İMRALI’DA BENZERİ GÖRÜLMEMİŞ BİR TECRİT VAR
- Tecridin eşi benzeri görülmemiş bir örneği İmralı Adası Cezaevi’nde yaşanıyor. Son üç yıldır Sayın Abdullah Öcalan’dan haber alınamıyor. Kürt toplumu, hukuk ve demokrasi güçleri açısından kaygı verici olan bu ağır tecrit uygulaması, aynı zamanda Kürt halkına yönelik inkar ve imhayı da içeren yoğunlaştırılmış saldırının bir boyutudur. Tecrit ve Kürt halkını hedef alan savaş, aynı siyasi yaklaşımın farklı boyutları olarak tezahür etmektedir. İnsan onurunu yüceltme bağlamında sistematik olarak yürütülmesi gereken tecride karşı mücadele, özellikle İmralı Adası Cezaevi bağlamında barış ve demokrasi mücadelesinin en önemli dinamiklerinden birini oluşturmaktadır.

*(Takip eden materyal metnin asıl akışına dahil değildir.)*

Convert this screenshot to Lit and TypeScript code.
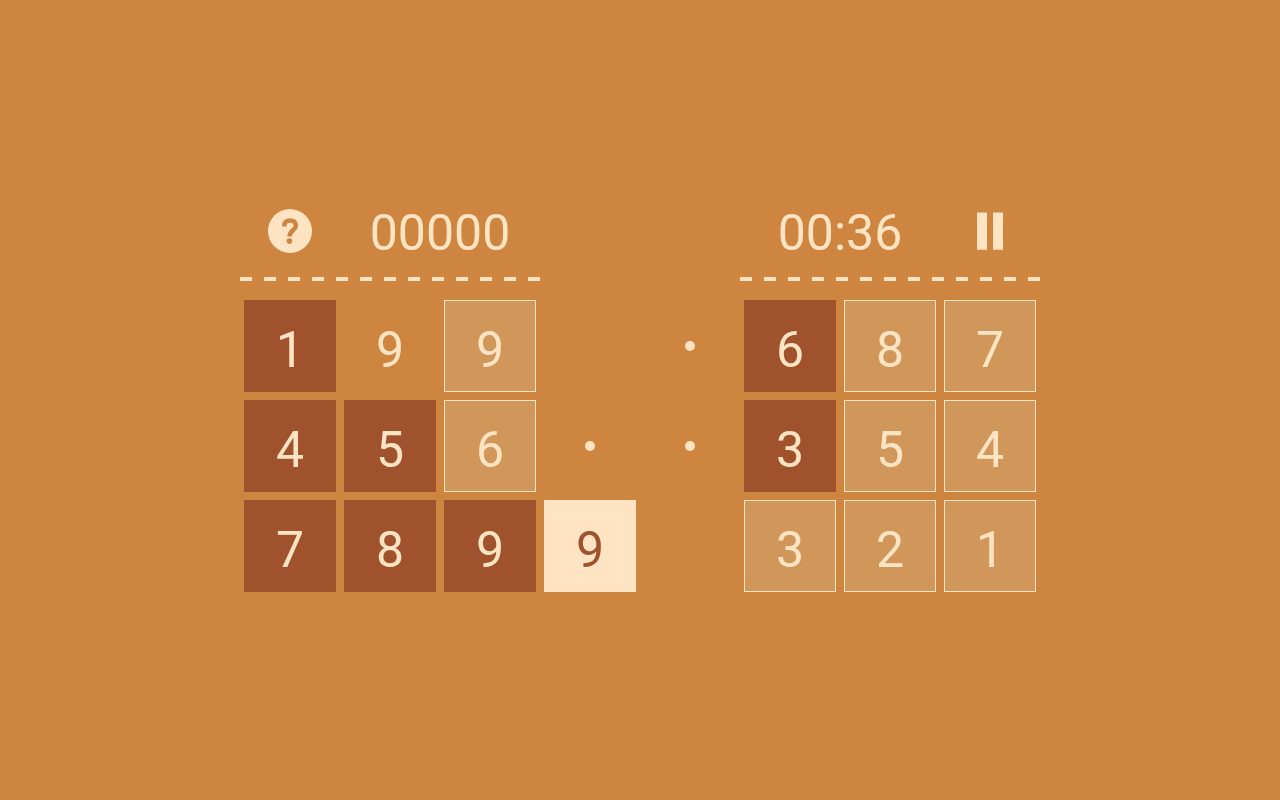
import { LitElement, html, css } from "lit";
import { customElement } from "lit/decorators.js";
import { classMap } from "lit/directives/class-map.js";

type Kind = "solid" | "ghost" | "plain" | "active" | "dot" | "empty";
interface Cell {
  kind: Kind;
  value?: number;
}

const s = (value: number): Cell => ({ kind: "solid", value });
const g = (value: number): Cell => ({ kind: "ghost", value });
const dot: Cell = { kind: "dot" };
const empty: Cell = { kind: "empty" };

const BOARD: Cell[] = [
  s(1), { kind: "plain", value: 9 }, g(9), empty, dot, s(6), g(8), g(7),
  s(4), s(5), g(6), dot, dot, s(3), g(5), g(4),
  s(7), s(8), s(9), { kind: "active", value: 9 }, empty, g(3), g(2), g(1),
];

@customElement("app-root")
export class AppRoot extends LitElement {
  static styles = css`
    :host {
      display: flex;
      align-items: center;
      justify-content: center;
      min-height: 100vh;
      background: #cd853f;
      color: #ffe4c4;
      font-family: Roboto, sans-serif;
      font-size: 50px;
    }
    .game {
      width: 100%;
      max-width: 800px;
    }
    .head,
    .board {
      display: grid;
      grid-template-columns: repeat(8, 1fr);
    }
    .head {
      padding-bottom: 19px;
    }
    .panel {
      display: grid;
      grid-template-columns: repeat(3, 1fr);
      grid-column: span 3;
      row-gap: 11px;
    }
    .right {
      grid-column: 6 / span 3;
    }
    .readout {
      grid-column: span 2;
      line-height: 66px;
      text-align: center;
    }
    .dashes {
      grid-column: 1 / -1;
      height: 4px;
      background: repeating-linear-gradient(90deg, #ffe4c4 0 12px, transparent 12px 24px);
    }
    button {
      padding: 0;
      border: 0;
      background: none;
      color: inherit;
      font: inherit;
      cursor: pointer;
    }
    .icon {
      display: flex;
      align-items: center;
      justify-content: center;
      height: 62px;
    }
    .tile {
      box-sizing: border-box;
      height: 92px;
      margin: 0 4px 8px;
      line-height: 100px;
      text-align: center;
    }
    .solid {
      background: #a0522d;
    }
    .ghost {
      border: 1px solid #ffe4c4;
      background: #d1975a;
      line-height: 98px;
    }
    .active {
      background: #ffe4c4;
      color: #a0522d;
    }
    .dot {
      display: flex;
      align-items: center;
      justify-content: center;
    }
    .dot::before {
      content: "";
      width: 10px;
      height: 10px;
      border-radius: 50%;
      background: #ffe4c4;
    }
  `;

  private renderCell({ kind, value }: Cell) {
    const classes = classMap({ tile: true, [kind]: true });
    return value === undefined
      ? html`<div class=${classes}></div>`
      : html`<button class=${classes} type="button">${value}</button>`;
  }

  render() {
    return html`
      <main class="game">
        <header class="head">
          <div class="panel">
            <button class="icon" type="button" aria-label="Help">
              <svg width="44" height="44" viewBox="0 0 44 44" aria-hidden="true">
                <circle cx="22" cy="22" r="22" fill="currentColor" />
                <path
                  d="M16.2 17.4C16.2 13.3 18.4 11.4 22 11.4S28 13.3 28 16.6C28 21 21.5 21.4 21.5 27.6"
                  fill="none"
                  stroke="#cd853f"
                  stroke-width="4.5"
                />
                <circle cx="21.4" cy="32.1" r="2.8" fill="#cd853f" />
              </svg>
            </button>
            <div class="readout">00000</div>
            <div class="dashes"></div>
          </div>
          <div class="panel right">
            <div class="readout">00:36</div>
            <button class="icon" type="button" aria-label="Pause">
              <svg width="26" height="38" viewBox="0 0 26 38" aria-hidden="true">
                <path d="M0 0.4h10v37.4H0zM16 0.4h10v37.4H16z" fill="currentColor" />
              </svg>
            </button>
            <div class="dashes"></div>
          </div>
        </header>
        <section class="board">${BOARD.map((cell) => this.renderCell(cell))}</section>
      </main>
    `;
  }
}
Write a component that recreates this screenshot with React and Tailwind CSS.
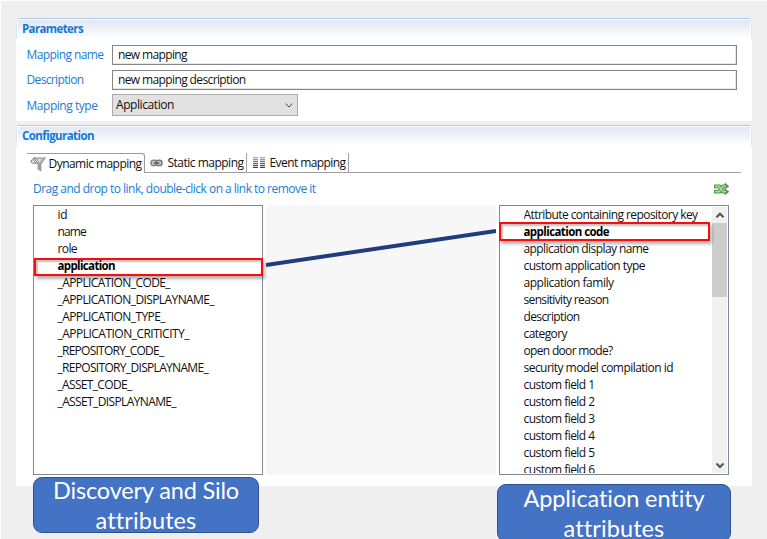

ÇAĞRILAR: TECRİDE KARŞI KOLEKTİF HUKUKİ VE SİYASİ MÜCADELE
Konferans bileşenleri, Avrupa genelinde giderek kötüleşen insan hakları durumu karşısında, özellikle cezaevlerindeki tecrit ve işkence sistemine karşı kolektif bir şekilde hukuki ve siyasi mücadele yürütülmesi gerektiğine karar verdi.
Bu bağlamda konferans katılımcıları, başta Avrupa Birliği ve Avrupa Konseyi mekanizmalarına olmak üzere şu çağrılarda bulundu:
- Türkiye’deki cezaevi koşullarındaki insanlık dışı uygulamaların, siyasi mahpusları hedef alan keyfi infaz rejiminin ve tecrit işkencesinin birincil adresi haline gelen İmralı Adası Cezaevi’nin sonlandırılması için daha aktif bir tutum ve somut adımlar atılması,
- Macaristan’daki cezaevi koşullarının izlenmesi ve iyileştirilmesi için gerekli adımların atılması,
- Bask Bölgesi, Türkiye ve diğer ülkelerdeki ayrımcı infaz rejimlerine ve diğer yasalara karşı somut müdahalede bulunulması.
CPT SORUMLULUĞUNU ETKİN BİR ŞEKİLDE YERİNE GETİRMELİ
-Ayrıca, CPT’ye, özellikle İmralı Adası Cezaevi ile ilgili olarak, Avrupa cezaevlerinde derinleşen sorunların izlenmesi ve ele alınması konusunda sorumluluklarını daha etkin bir şekilde yerine getirmesi çağrısında bulunulmuştur.
GÖRÜŞ VE ÖNERİLER
Konferans katılımcıları, sunumlar ve tartışmalar sırasında somut görüş ve önerilerini dile getirirken, şu alanlarda ortak mücadele yürütme kararı aldı:
1. Tecrit ve işkenceye karşı ortak hukuki mücadeleyi sistematik ve etkin bir şekilde yürütmek üzere, başlangıçta konferans katılımcılarından oluşan ve genişlemeye açık bir ağ kurmak.
2. Tutsakların maruz kaldığı işkence ve kötü muameleyi daha geniş bir bağlamda tartışmak üzere konferansa katılan avukatlar ve hukuk örgütlerinin öncülüğünde kapsamlı ve geniş katılımlı iki günlük bir konferansın düzenlenmesi. Böylesi bir konferans, farklı ülkelerdeki mevzuat ve uygulamalara ilişkin tartışmaları kolaylaştırabilir ve öznel görüşlerin de dinlenebileceği bir ortam sağlayabilecektir. Bu konferansa hazırlanmak üzere bir çalışma grubu oluşturulacaktır.
3. Ocak 2024’te 1.330 avukat tarafından Türkiye’deki Adalet Bakanlığı’na sunulan ve İmralı Adası Cezaevi’nde devam eden tecridin sona erdirilmesi ve avukat ziyaretlerinin sağlanması çağrısında bulunan dilekçeyi desteklemek amacıyla, Avrupalı avukatlar tarafından benzer bir imza kampanyası düzenlenmesi.
4. Konferansa katılan tüm avukatlar ve sivil toplum kuruluşlarının temsilcileri, kendi barolarını ve uluslararası insan hakları ve hukuk örgütlerini cezaevlerinin sorunlarına duyarlı hale getirmek için çalışması kararları alınmıştır.